NetSuite supports configuration and extension well for many mid-market use cases, making it suitable when a distributor needs targeted adjustments rather than a fully bespoke platform. SAP also supports deep tailoring, but customization should be approached cautiously because it can increase implementation time and governance overhead. Odoo is highly flexible, which is attractive to organizations with unique workflows, but that same flexibility can create technical debt if every business preference becomes a custom module.
- Choose NetSuite when most requirements can be met through standard workflows plus limited extensions.
- Choose SAP when process complexity is strategic and the organization can support formal design, testing, and governance.
- Choose Odoo when flexibility is a priority and the business has the discipline to control customization sprawl.
AI and automation comparison
AI and automation should be evaluated based on measurable operational outcomes, not feature marketing. For distributors, the most relevant use cases include demand forecasting support, exception management, invoice and document automation, workflow approvals, replenishment suggestions, customer service productivity, and analytics-driven decision support.
NetSuite typically appeals to buyers looking for embedded automation in finance and operational workflows with relatively accessible cloud administration. SAP is often stronger where enterprise-scale analytics, planning, and process orchestration are required across complex environments. Odoo offers automation across workflows and can be extended creatively, but AI maturity and enterprise-grade governance may depend more on third-party tools and implementation design.
| Automation area | NetSuite | SAP | Odoo |
|---|---|---|---|
| Workflow automation | Strong for standard business processes | Strong with enterprise process depth | Flexible and accessible |
| Forecasting and planning support | Good for many mid-market needs | Typically stronger for advanced enterprise planning | Adequate to good depending on setup |
| Document and finance automation | Strong practical value | Strong enterprise capability | Available, often with modular extensions |
| AI maturity for distribution use cases | Moderate to strong | Strong in enterprise context | Emerging to moderate depending on ecosystem |
Deployment comparison
Deployment model affects cost, control, security posture, upgrade cadence, and IT staffing. NetSuite is primarily cloud-based, which simplifies infrastructure decisions and supports standardized upgrades. SAP offers multiple deployment approaches depending on product and enterprise requirements, making it suitable for organizations that need more control or hybrid architecture. Odoo can be deployed with more flexibility, which can be beneficial for cost management or technical control, but it also places more responsibility on the organization or partner.
- NetSuite: best for organizations prioritizing cloud standardization and lower infrastructure management.
- SAP: best for enterprises needing deployment flexibility, broader governance, or alignment with existing enterprise architecture.
- Odoo: best for buyers comfortable making more active hosting and technical management decisions.

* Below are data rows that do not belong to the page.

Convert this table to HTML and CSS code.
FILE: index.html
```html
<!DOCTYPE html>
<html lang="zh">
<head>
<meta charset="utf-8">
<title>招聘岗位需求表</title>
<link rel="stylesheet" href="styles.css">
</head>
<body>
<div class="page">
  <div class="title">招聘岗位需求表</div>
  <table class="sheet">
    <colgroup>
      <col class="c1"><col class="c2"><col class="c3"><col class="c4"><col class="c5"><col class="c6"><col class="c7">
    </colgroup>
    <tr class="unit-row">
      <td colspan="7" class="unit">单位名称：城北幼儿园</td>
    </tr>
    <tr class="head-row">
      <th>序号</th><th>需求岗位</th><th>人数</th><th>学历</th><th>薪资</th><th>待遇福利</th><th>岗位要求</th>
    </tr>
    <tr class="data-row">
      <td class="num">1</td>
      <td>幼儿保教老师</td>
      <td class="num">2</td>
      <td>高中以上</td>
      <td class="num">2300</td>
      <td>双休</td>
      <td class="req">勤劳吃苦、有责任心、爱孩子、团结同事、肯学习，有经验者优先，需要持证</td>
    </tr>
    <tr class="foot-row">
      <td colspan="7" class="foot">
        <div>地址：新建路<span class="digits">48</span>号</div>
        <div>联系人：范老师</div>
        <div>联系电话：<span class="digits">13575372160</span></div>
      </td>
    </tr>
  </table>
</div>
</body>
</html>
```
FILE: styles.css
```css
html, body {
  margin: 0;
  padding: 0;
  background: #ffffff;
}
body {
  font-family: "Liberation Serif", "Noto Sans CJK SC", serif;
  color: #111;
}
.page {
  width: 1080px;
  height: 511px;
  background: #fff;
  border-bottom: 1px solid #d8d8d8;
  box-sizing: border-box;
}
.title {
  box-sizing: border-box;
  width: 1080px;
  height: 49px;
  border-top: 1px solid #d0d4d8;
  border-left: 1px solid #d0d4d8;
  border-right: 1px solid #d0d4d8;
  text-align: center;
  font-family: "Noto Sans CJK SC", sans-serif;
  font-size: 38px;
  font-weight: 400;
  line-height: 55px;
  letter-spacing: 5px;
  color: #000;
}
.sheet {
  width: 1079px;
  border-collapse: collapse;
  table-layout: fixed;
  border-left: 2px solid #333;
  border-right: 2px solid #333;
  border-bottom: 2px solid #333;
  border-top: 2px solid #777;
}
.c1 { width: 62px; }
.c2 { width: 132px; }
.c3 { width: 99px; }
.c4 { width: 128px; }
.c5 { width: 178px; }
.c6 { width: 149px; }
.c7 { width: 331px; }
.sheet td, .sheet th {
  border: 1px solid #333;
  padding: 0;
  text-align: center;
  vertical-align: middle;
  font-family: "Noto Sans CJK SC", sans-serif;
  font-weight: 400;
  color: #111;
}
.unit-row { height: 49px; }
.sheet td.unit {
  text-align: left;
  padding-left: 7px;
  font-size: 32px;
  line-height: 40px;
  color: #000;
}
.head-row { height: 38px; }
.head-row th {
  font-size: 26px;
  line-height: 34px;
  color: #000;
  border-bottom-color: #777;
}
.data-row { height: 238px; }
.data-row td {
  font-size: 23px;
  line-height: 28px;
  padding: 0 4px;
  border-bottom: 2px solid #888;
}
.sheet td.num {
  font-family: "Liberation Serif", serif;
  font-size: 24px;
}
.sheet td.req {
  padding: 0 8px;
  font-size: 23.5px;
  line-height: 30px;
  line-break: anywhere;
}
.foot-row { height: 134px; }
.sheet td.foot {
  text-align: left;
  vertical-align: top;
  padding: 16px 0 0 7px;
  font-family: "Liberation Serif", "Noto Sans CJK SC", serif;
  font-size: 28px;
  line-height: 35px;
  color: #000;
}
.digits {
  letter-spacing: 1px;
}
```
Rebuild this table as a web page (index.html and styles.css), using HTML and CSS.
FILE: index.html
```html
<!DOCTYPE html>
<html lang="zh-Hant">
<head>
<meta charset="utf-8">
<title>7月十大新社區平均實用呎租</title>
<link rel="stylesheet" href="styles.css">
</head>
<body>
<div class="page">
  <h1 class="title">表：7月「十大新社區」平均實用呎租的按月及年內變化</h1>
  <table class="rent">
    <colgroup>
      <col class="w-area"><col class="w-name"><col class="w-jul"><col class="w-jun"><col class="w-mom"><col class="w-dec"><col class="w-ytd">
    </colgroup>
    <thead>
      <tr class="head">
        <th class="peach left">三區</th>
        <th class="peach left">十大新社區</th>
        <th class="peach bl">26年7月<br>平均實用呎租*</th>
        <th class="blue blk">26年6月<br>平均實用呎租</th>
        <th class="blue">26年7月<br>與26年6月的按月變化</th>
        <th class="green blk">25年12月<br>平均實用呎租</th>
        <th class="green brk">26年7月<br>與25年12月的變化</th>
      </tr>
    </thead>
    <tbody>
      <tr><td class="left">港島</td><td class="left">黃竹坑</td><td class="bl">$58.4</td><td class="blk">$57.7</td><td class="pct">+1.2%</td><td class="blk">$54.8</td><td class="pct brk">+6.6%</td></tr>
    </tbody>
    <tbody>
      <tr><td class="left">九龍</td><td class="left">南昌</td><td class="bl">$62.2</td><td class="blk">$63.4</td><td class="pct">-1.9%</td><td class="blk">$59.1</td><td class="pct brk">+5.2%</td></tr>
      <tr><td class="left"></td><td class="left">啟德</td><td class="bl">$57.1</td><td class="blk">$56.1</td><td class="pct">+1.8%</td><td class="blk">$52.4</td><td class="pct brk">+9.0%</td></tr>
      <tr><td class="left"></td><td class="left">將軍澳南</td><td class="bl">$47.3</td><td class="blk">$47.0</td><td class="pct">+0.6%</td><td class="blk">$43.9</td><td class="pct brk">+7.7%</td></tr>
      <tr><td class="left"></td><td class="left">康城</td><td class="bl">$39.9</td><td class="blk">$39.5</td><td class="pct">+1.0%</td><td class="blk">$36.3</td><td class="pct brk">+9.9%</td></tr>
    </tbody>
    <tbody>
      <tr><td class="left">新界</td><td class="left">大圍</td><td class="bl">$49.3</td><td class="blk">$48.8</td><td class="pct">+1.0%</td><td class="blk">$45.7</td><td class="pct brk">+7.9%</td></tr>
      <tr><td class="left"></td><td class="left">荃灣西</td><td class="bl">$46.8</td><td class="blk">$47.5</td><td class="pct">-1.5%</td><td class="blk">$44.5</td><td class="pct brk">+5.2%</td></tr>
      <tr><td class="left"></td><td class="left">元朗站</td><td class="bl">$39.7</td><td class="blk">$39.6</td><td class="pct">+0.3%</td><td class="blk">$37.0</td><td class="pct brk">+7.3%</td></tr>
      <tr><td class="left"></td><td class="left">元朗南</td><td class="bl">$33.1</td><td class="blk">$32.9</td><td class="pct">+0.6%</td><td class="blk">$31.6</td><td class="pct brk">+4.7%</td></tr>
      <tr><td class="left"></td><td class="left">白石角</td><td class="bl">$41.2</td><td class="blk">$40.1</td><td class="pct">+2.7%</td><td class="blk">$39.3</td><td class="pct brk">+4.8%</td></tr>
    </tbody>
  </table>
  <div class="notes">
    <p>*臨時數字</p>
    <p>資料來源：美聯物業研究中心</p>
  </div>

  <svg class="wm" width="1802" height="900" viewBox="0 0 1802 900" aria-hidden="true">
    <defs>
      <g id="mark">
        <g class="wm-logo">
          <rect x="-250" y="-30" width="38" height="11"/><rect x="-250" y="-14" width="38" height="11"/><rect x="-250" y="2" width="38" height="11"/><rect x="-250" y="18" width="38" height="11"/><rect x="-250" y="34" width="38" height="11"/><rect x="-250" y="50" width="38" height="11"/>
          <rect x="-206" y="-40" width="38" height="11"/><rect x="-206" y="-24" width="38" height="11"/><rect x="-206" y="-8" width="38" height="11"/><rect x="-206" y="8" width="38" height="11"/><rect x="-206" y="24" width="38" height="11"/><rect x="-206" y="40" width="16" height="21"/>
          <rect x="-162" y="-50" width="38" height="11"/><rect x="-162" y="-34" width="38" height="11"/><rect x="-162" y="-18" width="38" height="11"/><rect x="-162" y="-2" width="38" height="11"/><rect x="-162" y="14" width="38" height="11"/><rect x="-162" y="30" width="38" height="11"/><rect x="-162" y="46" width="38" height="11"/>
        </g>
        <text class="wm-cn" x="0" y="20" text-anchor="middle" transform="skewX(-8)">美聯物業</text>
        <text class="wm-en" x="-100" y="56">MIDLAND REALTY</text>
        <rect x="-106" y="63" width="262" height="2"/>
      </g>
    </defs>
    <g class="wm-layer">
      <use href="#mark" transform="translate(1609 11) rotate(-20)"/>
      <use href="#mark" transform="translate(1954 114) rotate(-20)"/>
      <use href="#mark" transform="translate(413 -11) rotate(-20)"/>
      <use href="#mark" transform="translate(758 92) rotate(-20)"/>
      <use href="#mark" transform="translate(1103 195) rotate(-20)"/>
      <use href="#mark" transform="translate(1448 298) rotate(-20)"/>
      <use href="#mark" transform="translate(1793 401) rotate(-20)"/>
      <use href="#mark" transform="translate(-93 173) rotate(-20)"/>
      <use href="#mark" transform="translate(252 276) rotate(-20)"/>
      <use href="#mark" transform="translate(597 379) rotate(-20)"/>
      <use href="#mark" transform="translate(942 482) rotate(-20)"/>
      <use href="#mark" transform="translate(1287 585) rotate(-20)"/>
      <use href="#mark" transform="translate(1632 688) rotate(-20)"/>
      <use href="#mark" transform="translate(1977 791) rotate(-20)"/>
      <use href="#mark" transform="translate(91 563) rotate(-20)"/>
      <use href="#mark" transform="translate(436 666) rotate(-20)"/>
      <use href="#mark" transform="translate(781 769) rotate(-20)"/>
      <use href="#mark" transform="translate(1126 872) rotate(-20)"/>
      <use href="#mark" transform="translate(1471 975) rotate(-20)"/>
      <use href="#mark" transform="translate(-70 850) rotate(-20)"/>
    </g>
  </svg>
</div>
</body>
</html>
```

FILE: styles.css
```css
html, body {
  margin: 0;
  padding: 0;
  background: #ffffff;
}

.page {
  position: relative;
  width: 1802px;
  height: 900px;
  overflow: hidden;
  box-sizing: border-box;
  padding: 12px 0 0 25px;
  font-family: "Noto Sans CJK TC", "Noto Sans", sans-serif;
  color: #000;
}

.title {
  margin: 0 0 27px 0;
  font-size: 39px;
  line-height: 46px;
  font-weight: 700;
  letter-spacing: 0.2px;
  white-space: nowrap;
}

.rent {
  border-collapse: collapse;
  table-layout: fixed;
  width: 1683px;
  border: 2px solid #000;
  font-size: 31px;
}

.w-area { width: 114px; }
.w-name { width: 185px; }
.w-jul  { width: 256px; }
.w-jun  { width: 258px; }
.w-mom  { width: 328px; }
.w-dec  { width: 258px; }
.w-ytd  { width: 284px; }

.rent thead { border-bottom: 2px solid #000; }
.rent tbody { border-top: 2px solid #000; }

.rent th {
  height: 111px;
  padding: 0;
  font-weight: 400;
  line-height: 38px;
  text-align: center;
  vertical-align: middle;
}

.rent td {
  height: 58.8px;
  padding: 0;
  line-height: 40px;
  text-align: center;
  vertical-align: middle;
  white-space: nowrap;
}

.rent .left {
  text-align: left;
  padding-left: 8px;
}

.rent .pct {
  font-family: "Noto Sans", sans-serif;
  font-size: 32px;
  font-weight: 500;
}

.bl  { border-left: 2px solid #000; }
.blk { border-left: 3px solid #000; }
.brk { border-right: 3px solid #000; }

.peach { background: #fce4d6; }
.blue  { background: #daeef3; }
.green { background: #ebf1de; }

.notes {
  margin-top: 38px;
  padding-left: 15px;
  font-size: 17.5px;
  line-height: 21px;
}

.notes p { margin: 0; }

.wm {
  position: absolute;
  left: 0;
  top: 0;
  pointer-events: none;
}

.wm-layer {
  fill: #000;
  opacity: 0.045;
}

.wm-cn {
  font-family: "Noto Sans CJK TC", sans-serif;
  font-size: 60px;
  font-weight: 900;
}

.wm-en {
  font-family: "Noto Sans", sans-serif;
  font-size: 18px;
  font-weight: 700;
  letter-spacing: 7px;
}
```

Migration considerations and risk
Migration risk is a major ROI variable in distribution because master data quality often determines whether the new ERP improves operations or simply digitizes existing problems. Product data, units of measure, customer pricing, supplier terms, open orders, inventory balances, and warehouse locations all need disciplined cleansing and mapping.
NetSuite migrations are often manageable for companies moving from QuickBooks, legacy accounting systems, spreadsheets, or smaller inventory platforms, provided data governance is addressed early. SAP migrations tend to be more structured and resource-intensive, especially when multiple entities or legacy systems are involved. Odoo migrations can be efficient in simpler environments, but custom legacy processes may require more redesign than expected.
- Assess item master quality before selecting any ERP; poor product data can delay ROI regardless of platform.
- Map pricing, discount, and rebate logic early; these are common sources of post-go-live disruption in wholesale environments.
- Validate integration dependencies before final scope approval, especially EDI, shipping, and eCommerce connections.
- Use phased rollout where possible if warehouse operations are complex or business continuity risk is high.
Strengths and weaknesses summary
| ERP | Key strengths | Key weaknesses |
|---|---|---|
| NetSuite | Unified cloud platform, relatively faster deployment, strong mid-market distribution fit, good visibility across finance and operations | Costs can rise with scale and modules, some advanced requirements need partner-led extensions, less ideal for the most complex enterprise scenarios |
| SAP | Enterprise scalability, strong governance, deep process control, broad support for global and complex operations | Higher cost, longer implementation, heavier change management, may exceed the needs of simpler distributors |
| Odoo | Lower entry cost, modular flexibility, broad functional coverage, adaptable for phased growth | Partner and customization quality vary, governance is critical, long-term consistency can weaken if architecture is not controlled |
Executive decision guidance
For wholesale growth, the best ERP choice depends less on feature checklists and more on operating model fit. If your organization needs a cloud-first ERP that can unify finance, inventory, purchasing, and order management with relatively faster time-to-value, NetSuite is often a practical candidate. If your business is large, globally structured, highly regulated, or operationally complex enough to justify a more formal transformation, SAP may produce stronger long-term control despite higher upfront cost. If your company is cost-conscious, process-flexible, and comfortable managing a more adaptable platform with disciplined governance, Odoo can deliver attractive ROI.
Executives should model ROI using realistic assumptions: reduction in manual work, inventory carrying cost improvements, purchasing accuracy, order fulfillment gains, finance close acceleration, and avoided headcount growth. They should also include implementation risk, internal project effort, and the cost of process redesign. In many distribution projects, the highest ROI comes not from selecting the cheapest ERP, but from selecting the platform the organization can implement well, govern consistently, and scale without repeated disruption.
A disciplined shortlist should include process-fit workshops, reference checks in wholesale environments, integration architecture review, and a migration readiness assessment. That approach produces a more reliable ROI forecast than software demos alone.